What this Hollywood dude is doing here at Sundance, strutting around town with low-budget indies, is anybody's guess. In any event, Lions Gate should get plenty of boxoffice mileage out of this movie in theaters far removed from the art house arena. The confident acting certainly opens up "Confidence" for easy enjoyment whether one is one step ahead or two steps behind its double- and triple-cross plot.

Actually, this is not the most elaborate con game ever put on film. Most viewers probably will spot the ringer  the one person who may be telling a little white lie about his or her motivation.

Then again, it's a movie about liars, cheats and thieves, which is why everyone loves this genre. The story is told in flashback as a henchman (Morris Chestnut) holds a gun to Jake's (Burns) head and demands to know, "Where's the money?"

Jake then relates the con of the past six weeks. It begins when Jake and his grifter gang Gordo (Paul Giamatti), Miles (Brian Van Holt), Big Al (Louis Lombardi) and two corrupt undercover cops, Lloyd (Donal Logue) and Omar (Luis Guzman) successfully pull off a fast and easy sting operation in Los Angeles that turns around and bites them.

The victim, Lionel (Leland Orser), was a collector for a gangster known simply as "the King" (Hoffman). When Lionel and Big Al wind up dead, Jake knows he must set things right with the King.

His solution is not to return the money, but rather to pull off an even bigger con for the King. Amused and intrigued, the gangster selects as the mark an old nemesis, a mob-connected banker (Robert Forster).

The con involves a corporate loan, an offshore bank account and money smuggled back into the United States. Two more join the operation: Lily (Weisz), whose criminal style Jake admires almost as much as her sexual aura, and Lupus (Franky G), a King associate who looks after his boss' interests.

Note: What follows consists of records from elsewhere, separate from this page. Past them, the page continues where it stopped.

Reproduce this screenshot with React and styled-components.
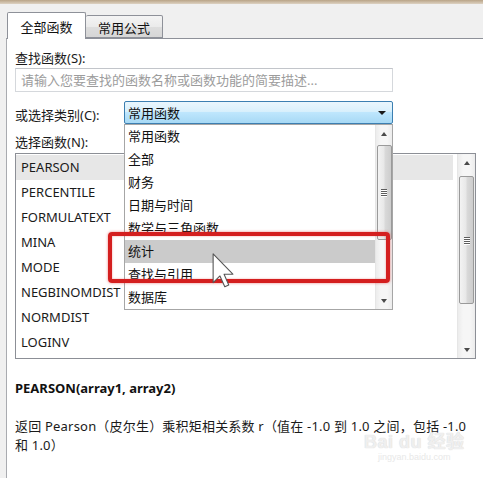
import React from "react";
import styled, { createGlobalStyle } from "styled-components";

const Global = createGlobalStyle`
  html, body { margin: 0; padding: 0; background: #f0f0f0; }
  * { box-sizing: border-box; }
`;

const FONT = `"Noto Sans", "Noto Sans CJK SC", sans-serif`;

const Root = styled.div`
  position: relative;
  width: 483px;
  height: 478px;
  overflow: hidden;
  background: #f0f0f0;
  display: flex;
  flex-direction: column;
  font-family: ${FONT};
  font-size: 13px;
  color: #1a1a1a;
`;

const TopStrip = styled.div`
  height: 4px;
  flex: none;
  background: linear-gradient(#b9a487, #ddd2c2);
`;

const TabBar = styled.div`
  height: 34px;
  flex: none;
  display: flex;
  align-items: flex-end;
  padding-left: 7px;
`;

const Tab = styled.div`
  position: relative;
  z-index: 1;
  width: ${(p) => (p.$active ? 79 : 77)}px;
  height: ${(p) => (p.$active ? 27 : 23)}px;
  margin-bottom: ${(p) => (p.$active ? -1 : 0)}px;
  border: 1px solid #8e9199;
  border-bottom: ${(p) => (p.$active ? "none" : "1px solid #8e9199")};
  border-left: ${(p) => (p.$active ? "1px solid #8e9199" : "none")};
  border-radius: 2px 2px 0 0;
  background: ${(p) =>
    p.$active ? "#ffffff" : "linear-gradient(#f4f4f4, #ebebeb 50%, #dedede 51%, #d6d6d6)"};
  display: flex;
  align-items: center;
  justify-content: center;
  padding-top: ${(p) => (p.$active ? 0 : 1)}px;
  font-size: 13px;
  color: #111;
`;

const Panel = styled.div`
  flex: 1;
  margin-left: 6px;
  background: #ffffff;
  border-top: 1px solid #8e9199;
  border-left: 1px solid #a9abb0;
  padding: 11px 0 0 8px;
  display: flex;
  flex-direction: column;
`;

const Label = styled.div`
  line-height: 16px;
  height: 16px;
  margin-top: ${(p) => p.$mt || 0}px;
  font-size: 13px;
  color: #1a1a1a;
`;

const SearchInput = styled.input`
  width: 378px;
  height: 24px;
  margin-top: 2px;
  border: 1px solid #d5d8dc;
  border-top-color: #c2c5ca;
  padding: 0 5px;
  font-family: ${FONT};
  font-size: 13px;
  outline: none;
  &::placeholder { color: #9c9c9c; }
`;

const SelectRow = styled.div`
  display: flex;
  align-items: center;
  height: 23px;
  margin-top: 9px;
`;

const SelectLabel = styled.div`
  width: 109px;
  padding-top: 4px;
  font-size: 13px;
  color: #1a1a1a;
`;

const SelectBox = styled.div`
  position: relative;
  width: 269px;
  height: 23px;
  border: 1px solid #3c7fb1;
  border-radius: 2px;
  background: linear-gradient(#eaf6fd, #d9f0fc 45%, #bee6fd 50%, #a7d9f5);
  display: flex;
  align-items: center;
  padding-left: 3px;
  font-size: 13px;
  color: #111;
`;

const Caret = styled.span`
  position: absolute;
  right: 6px;
  top: 9px;
  width: 0;
  height: 0;
  border-left: 4px solid transparent;
  border-right: 4px solid transparent;
  border-top: 4px solid #1a1a1a;
`;

const Dropdown = styled.div`
  position: absolute;
  z-index: 2;
  top: 22px;
  left: -1px;
  width: 269px;
  height: 186px;
  background: #ffffff;
  border: 1px solid #a6a6a6;
  display: flex;
`;

const DropItems = styled.div`
  flex: 1;
  display: flex;
  flex-direction: column;
`;

const DropItem = styled.div`
  height: 23px;
  line-height: 23px;
  padding-left: 3px;
  background: ${(p) => (p.$selected ? "#cbcbcb" : "transparent")};
  font-size: 13px;
  color: #111;
  white-space: nowrap;
  overflow: hidden;
`;

const ScrollBar = styled.div`
  width: ${(p) => p.$w || 17}px;
  flex: none;
  display: flex;
  flex-direction: column;
  background: linear-gradient(to right, #ececec, #f6f6f6 30%, #f6f6f6 70%, #ececec);
  border-left: 1px solid #e6e6e6;
`;

const ArrowBtn = styled.div`
  height: 17px;
  flex: none;
  display: flex;
  align-items: center;
  justify-content: center;
  &::after {
    content: "";
    width: 0;
    height: 0;
    border-left: 3.5px solid transparent;
    border-right: 3.5px solid transparent;
    ${(p) => (p.$down ? "border-top: 4px solid #4a4a4a;" : "border-bottom: 4px solid #4a4a4a;")}
  }
`;

const Track = styled.div`
  flex: 1;
  display: flex;
  flex-direction: column;
  align-items: center;
`;

const Thumb = styled.div`
  width: 15px;
  margin-top: ${(p) => p.$offset}px;
  height: ${(p) => p.$size}px;
  border: 1px solid #9a9a9a;
  border-radius: 2px;
  background: linear-gradient(to right, #f3f3f3, #e8e8e8 45%, #d9d9d9 55%, #cdcdcd);
  display: flex;
  flex-direction: column;
  align-items: center;
  justify-content: center;
  gap: 1px;
`;

const Grip = styled.span`
  width: 6px;
  height: 1px;
  background: #5d5d5d;
  box-shadow: 0 1px 0 #ffffff;
`;

const FnList = styled.div`
  width: 461px;
  height: 206px;
  margin-top: 3px;
  border: 1px solid #8c8f96;
  display: flex;
`;

const FnItems = styled.div`
  flex: 1;
  padding: 1px 4px 0 0;
  display: flex;
  flex-direction: column;
`;

const FnItem = styled.div`
  height: 25px;
  line-height: 25px;
  padding-left: 5px;
  background: ${(p) => (p.$selected ? "#e7e7e7" : "transparent")};
  font-size: 13px;
  color: #1a1a1a;
  white-space: nowrap;
`;

const Signature = styled.div`
  margin-top: 21px;
  line-height: 16px;
  font-weight: 700;
  font-size: 13px;
  color: #111;
`;

const Description = styled.div`
  margin-top: 21px;
  width: 460px;
  line-height: 19px;
  font-size: 13px;
  letter-spacing: 0.2px;
  color: #1a1a1a;
`;

const Highlight = styled.div`
  position: absolute;
  z-index: 3;
  left: 108px;
  top: 232px;
  width: 282px;
  height: 51px;
  border: 4px solid #d41f1f;
  border-radius: 4px;
  box-shadow: 0 0 3px rgba(225, 50, 50, 0.6), inset 0 0 2px rgba(225, 50, 50, 0.5);
  pointer-events: none;
`;

const Cursor = styled.svg`
  position: absolute;
  z-index: 4;
  left: 212px;
  top: 253px;
`;

const Watermark = styled.div`
  position: absolute;
  z-index: 1;
  left: 364px;
  top: 432px;
  display: flex;
  flex-direction: column;
  align-items: center;
  white-space: nowrap;
  pointer-events: none;
  color: rgba(255, 255, 255, 0.6);
  text-shadow: 0 0 1px #d9d9d9, 0 0 1px #d9d9d9;
`;

const MarkMain = styled.div`
  font-family: "Liberation Sans", "Noto Sans CJK SC", sans-serif;
  font-size: 18px;
  font-weight: 700;
  line-height: 20px;
  letter-spacing: 0.5px;
`;

const MarkSub = styled.div`
  font-family: "Liberation Sans", sans-serif;
  font-size: 9px;
  line-height: 11px;
  color: #e8e8e8;
  text-shadow: none;
`;

function Scroll({ upOffset, thumbSize, w }) {
  return (
    <ScrollBar $w={w}>
      <ArrowBtn />
      <Track>
        <Thumb $offset={upOffset} $size={thumbSize}>
          <Grip />
          <Grip />
          <Grip />
          <Grip />
        </Thumb>
      </Track>
      <ArrowBtn $down />
    </ScrollBar>
  );
}

const categories = ["常用函数", "全部", "财务", "日期与时间", "数学与三角函数", "统计", "查找与引用", "数据库"];
const functions = ["PEARSON", "PERCENTILE", "FORMULATEXT", "MINA", "MODE", "NEGBINOMDIST", "NORMDIST", "LOGINV"];

export default function App() {
  return (
    <>
      <Global />
      <Root>
        <TopStrip />
        <TabBar>
          <Tab $active>全部函数</Tab>
          <Tab>常用公式</Tab>
        </TabBar>
        <Panel>
          <Label>查找函数(S):</Label>
          <SearchInput placeholder="请输入您要查找的函数名称或函数功能的简要描述..." />
          <SelectRow>
            <SelectLabel>或选择类别(C):</SelectLabel>
            <SelectBox>
              常用函数
              <Caret />
              <Dropdown>
                <DropItems>
                  {categories.map((c) => (
                    <DropItem key={c} $selected={c === "统计"}>
                      {c}
                    </DropItem>
                  ))}
                </DropItems>
                <Scroll upOffset={3} thumbSize={95} />
              </Dropdown>
            </SelectBox>
          </SelectRow>
          <Label $mt={10}>选择函数(N):</Label>
          <FnList>
            <FnItems>
              {functions.map((f) => (
                <FnItem key={f} $selected={f === "PEARSON"}>
                  {f}
                </FnItem>
              ))}
            </FnItems>
            <Scroll upOffset={5} thumbSize={128} w={18} />
          </FnList>
          <Signature>PEARSON(array1, array2)</Signature>
          <Description>
            返回 Pearson（皮尔生）乘积矩相关系数 r（值在 -1.0 到 1.0 之间，包括 -1.0 和 1.0）
          </Description>
        </Panel>
        <Highlight />
        <Cursor width="22" height="35" viewBox="0 0 12 19.5">
          <path
            d="M0.5 0.5 L0.5 16.5 L4.3 12.8 L7 18.8 L9.2 17.8 L6.6 11.8 L11.5 11.8 Z"
            fill="#ffffff"
            stroke="#555555"
            strokeWidth="0.6"
            strokeLinejoin="round"
          />
        </Cursor>
        <Watermark>
          <MarkMain>Bai du 经验</MarkMain>
          <MarkSub>jingyan.baidu.com</MarkSub>
        </Watermark>
      </Root>
    </>
  );
}
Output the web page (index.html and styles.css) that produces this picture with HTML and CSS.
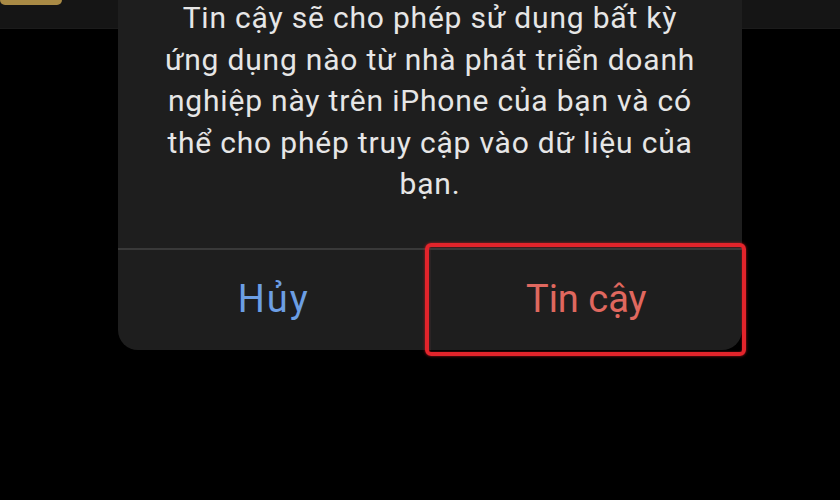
FILE: index.html
```html
<!DOCTYPE html>
<html lang="vi">
<head>
<meta charset="utf-8">
<link rel="stylesheet" href="styles.css">
</head>
<body>
<div class="screen">
  <div class="topstrip">
    <div class="appicon"></div>
  </div>
  <div class="alert">
    <p class="message">Tin cậy sẽ cho phép sử dụng bất kỳ<br>ứng dụng nào từ nhà phát triển doanh<br>nghiệp này trên iPhone của bạn và có<br>thể cho phép truy cập vào dữ liệu của<br>bạn.</p>
    <div class="actions">
      <div class="btn cancel">Hủy</div>
      <div class="btn trust">Tin cậy<span class="highlight"></span></div>
    </div>
  </div>
</div>
</body>
</html>
```

FILE: styles.css
```css
html, body {
  margin: 0;
  padding: 0;
  background: #000;
}
.screen {
  width: 840px;
  height: 500px;
  overflow: hidden;
  background: #000;
  font-family: Roboto, "Liberation Sans", sans-serif;
}
.topstrip {
  height: 28px;
  background: #151515;
  border-bottom: 1px solid #1b1b1b;
}
.appicon {
  width: 62px;
  height: 5px;
  background: #a98a45;
  border-radius: 0 0 8px 8px;
}
.alert {
  margin: -29px 0 0 118px;
  width: 624px;
  height: 350px;
  background: #1e1e1e;
  border-radius: 0 0 20px 20px;
  display: flex;
  flex-direction: column;
}
.message {
  margin: -3px 0 0 0;
  color: #e6e6e6;
  font-size: 30px;
  letter-spacing: 0.8px;
  line-height: 41.5px;
  text-align: center;
  height: 253px;
  box-sizing: border-box;
  border-bottom: 2px solid #393939;
}
.actions {
  flex: 1;
  display: flex;
}
.btn {
  flex: 1;
  display: flex;
  align-items: center;
  justify-content: center;
  font-size: 38px;
  padding-bottom: 2px;
  position: relative;
}
.cancel {
  color: #6c9ee4;
  letter-spacing: 2px;
  border-right: 1px solid #262626;
}
.trust {
  color: #e0685f;
}
.highlight {
  position: absolute;
  top: -7px;
  left: -6px;
  right: -4px;
  bottom: -6px;
  border: 4px solid #e3242b;
  border-radius: 6px;
  box-shadow: 0 0 3px rgba(230, 30, 40, 0.7), inset 0 0 2px rgba(230, 30, 40, 0.6);
}
```
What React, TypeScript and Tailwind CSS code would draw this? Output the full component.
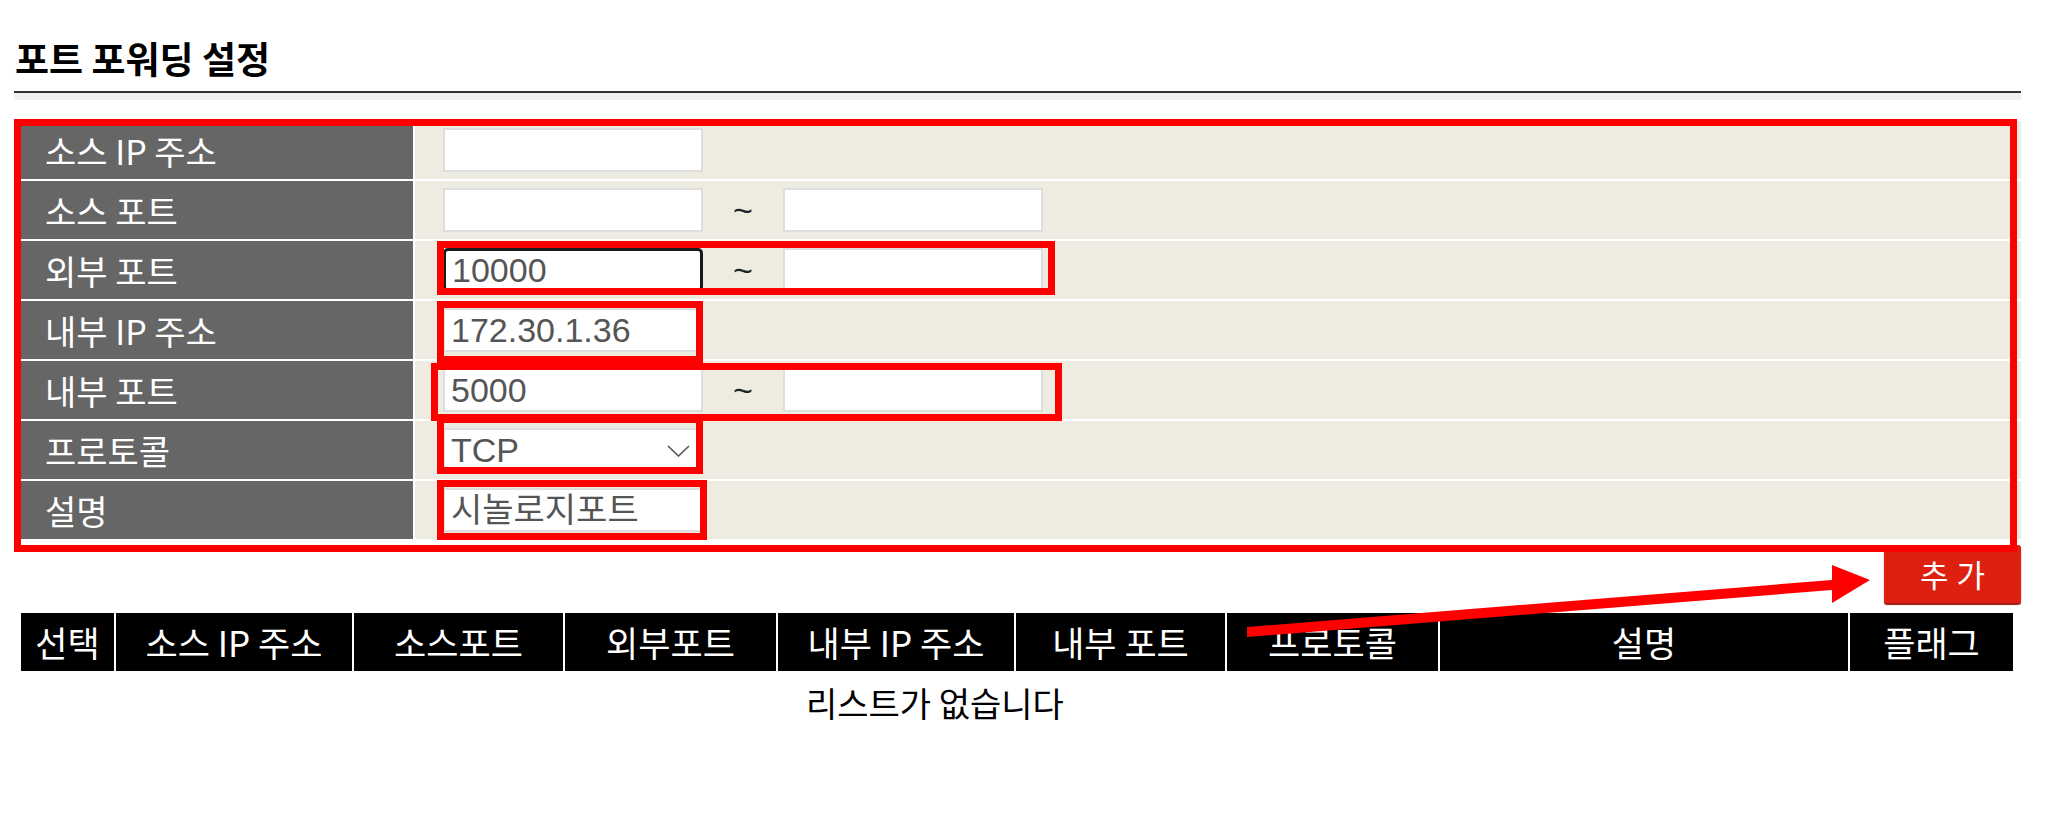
import type { ReactNode } from "react";

const inputBase =
  "h-[44px] w-[260px] bg-white px-[6px] text-[34px] text-[#555] outline-none font-['Liberation_Sans','Noto_Sans_CJK_KR',sans-serif]";

function Field({ value = "", focused = false }: { value?: string; focused?: boolean }) {
  return (
    <input
      readOnly
      defaultValue={value}
      className={
        focused
          ? `${inputBase} rounded-[5px] border-[3px] border-[#1a1a1a]`
          : `${inputBase} border-2 border-[#dedede]`
      }
    />
  );
}

function Range({ from = "", focused = false }: { from?: string; focused?: boolean }) {
  return (
    <div className="flex items-center">
      <Field value={from} focused={focused} />
      <span className="w-[80px] text-center text-[34px] text-[#222] font-['Liberation_Sans',sans-serif]">~</span>
      <Field />
    </div>
  );
}

function Row({ label, children }: { label: string; children: ReactNode }) {
  return (
    <div className="flex h-[60px] border-b-2 border-white">
      <div className="flex w-[401px] items-center border-r-2 border-white bg-[#666666] pl-[31px] text-[34px] text-white">
        {label}
      </div>
      <div className="flex flex-1 items-center bg-[#eeebe0] pl-[28px]">{children}</div>
    </div>
  );
}

const columns = [
  { title: "선택", cls: "w-[93px]" },
  { title: "소스 IP 주소", cls: "w-[238px] border-l-2 border-white" },
  { title: "소스포트", cls: "w-[211px] border-l-2 border-white" },
  { title: "외부포트", cls: "w-[213px] border-l-2 border-white" },
  { title: "내부 IP 주소", cls: "w-[238px] border-l-2 border-white" },
  { title: "내부 포트", cls: "w-[211px] border-l-2 border-white" },
  { title: "프로토콜", cls: "w-[213px] border-l-2 border-white" },
  { title: "설명", cls: "w-[410px] border-l-2 border-white" },
  { title: "플래그", cls: "w-[165px] border-l-2 border-white" },
];

export default function App() {
  return (
    <div className="relative min-h-[828px] w-[2049px] overflow-hidden bg-white pl-[14px] pr-[28px] font-['Noto_Sans_CJK_KR',sans-serif] text-black">
      <h2 className="mt-[34px] pl-[1px] text-[37px] font-bold leading-[48px]">포트 포워딩 설정</h2>
      <div className="mt-[9px] h-[2px] bg-[#333]" />
      <div className="h-[7px] bg-[#f0f0f0]" />

      <div className="mt-[21px]">
        <Row label="소스 IP 주소">
          <Field />
        </Row>
        <Row label="소스 포트">
          <Range />
        </Row>
        <Row label="외부 포트">
          <Range from="10000" focused />
        </Row>
        <Row label="내부 IP 주소">
          <Field value="172.30.1.36" />
        </Row>
        <Row label="내부 포트">
          <Range from="5000" />
        </Row>
        <Row label="프로토콜">
          <div className="relative">
            <select
              defaultValue="TCP"
              className={`${inputBase} appearance-none border-2 border-[#dedede] py-0 leading-[38px]`}
            >
              <option>TCP</option>
              <option>UDP</option>
              <option>TCP/UDP</option>
            </select>
            <svg
              className="pointer-events-none absolute right-[13px] top-[17px]"
              width="23"
              height="12"
              viewBox="0 0 23 12"
            >
              <polyline points="1,1 11.5,11 22,1" fill="none" stroke="#555" strokeWidth="1.6" />
            </svg>
          </div>
        </Row>
        <Row label="설명">
          <Field value="시놀로지포트" />
        </Row>
      </div>

      <div className="mt-[4px] flex justify-end">
        <button className="h-[58px] w-[137px] rounded-[3px] bg-[#dd2010] pl-[8px] text-[31px] tracking-[8px] text-white shadow-[0_2px_1px_#a3170c]">
          추가
        </button>
      </div>

      <div className="ml-[7px] mt-[10px] flex h-[58px] w-[1992px] bg-black text-[35px] text-white">
        {columns.map((c) => (
          <div key={c.title} className={`flex items-center justify-center ${c.cls}`}>
            {c.title}
          </div>
        ))}
      </div>
      <div className="ml-[792px] mt-[12px] text-[34px] leading-[40px]">리스트가 없습니다</div>

      {/* annotation overlay */}
      <div className="pointer-events-none absolute left-[14px] top-[119px] h-[433px] w-[2003px] border-[7px] border-[#fe0000]" />
      <div className="pointer-events-none absolute left-[437px] top-[241px] h-[54px] w-[618px] border-[7px] border-[#fe0000]" />
      <div className="pointer-events-none absolute left-[437px] top-[301px] h-[62px] w-[266px] border-[7px] border-[#fe0000]" />
      <div className="pointer-events-none absolute left-[431px] top-[363px] h-[58px] w-[631px] border-[7px] border-[#fe0000]" />
      <div className="pointer-events-none absolute left-[437px] top-[416px] h-[58px] w-[266px] border-[7px] border-[#fe0000]" />
      <div className="pointer-events-none absolute left-[437px] top-[480px] h-[60px] w-[270px] border-[7px] border-[#fe0000]" />
      <svg className="pointer-events-none absolute left-0 top-0" width="2049" height="828">
        <polygon
          points="1247,627 1832,580 1832,565 1870,580 1832,603 1832,590 1247,637"
          fill="#fe0000"
        />
      </svg>
    </div>
  );
}
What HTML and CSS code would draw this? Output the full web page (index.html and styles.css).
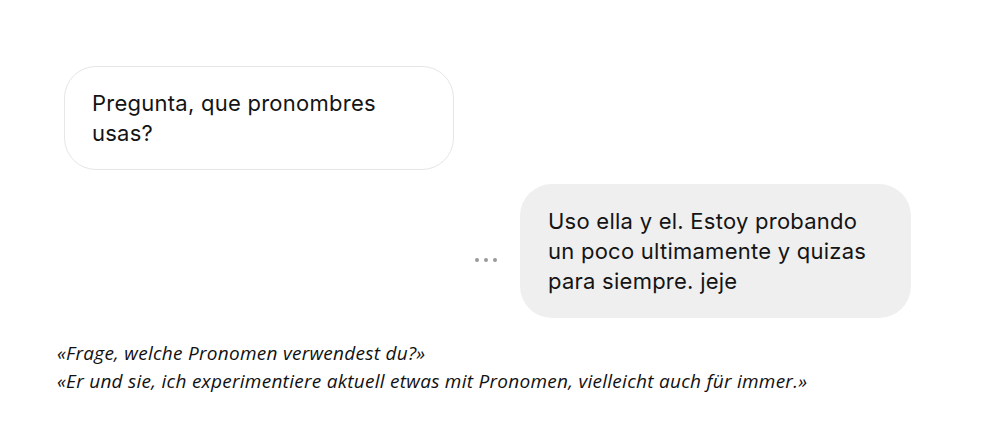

Things go pretty smoothly until the appearance of FBI agent Gunther Butan (Andy Garcia), who after a long chase is determined to put an end to Jake's career.

Grifter movies can actually be static affairs as people talk and scheme but little physical action occurs. Realizing this, Foley and DP Juan Ruiz-Anchia keep the expressive camera moving while screen wipes and Stuart Levy's rhythmic editing give the story a sensation of forward momentum.

Jung's script has characters pop up and slot into the action shorn of psychology or backstories. Jung shows no interest in who anybody really is. Let's just say they all had bad childhoods.

Hoffman takes everyone's idea of the most prissy, finicky, demanding boss and turns him into a sinister baddie. His accountant's glasses and fastidiousness do not even begin to mask the moral monster he is.

Burns' Jake is the King's equal in brashness. He is a seducer, smoothly bending people to his will, especially those most resistant.

Weisz's Lily has used her allure and wiles to get what she wants so long and so well that she is shocked to find someone working her better than she could herself.

This gives the actress a chance to merge vamp with victim and innocence with deceit. The rest of the cast follows suit, with Garcia -- almost unrecognizable as the grizzled and rumpled fed  leading the way.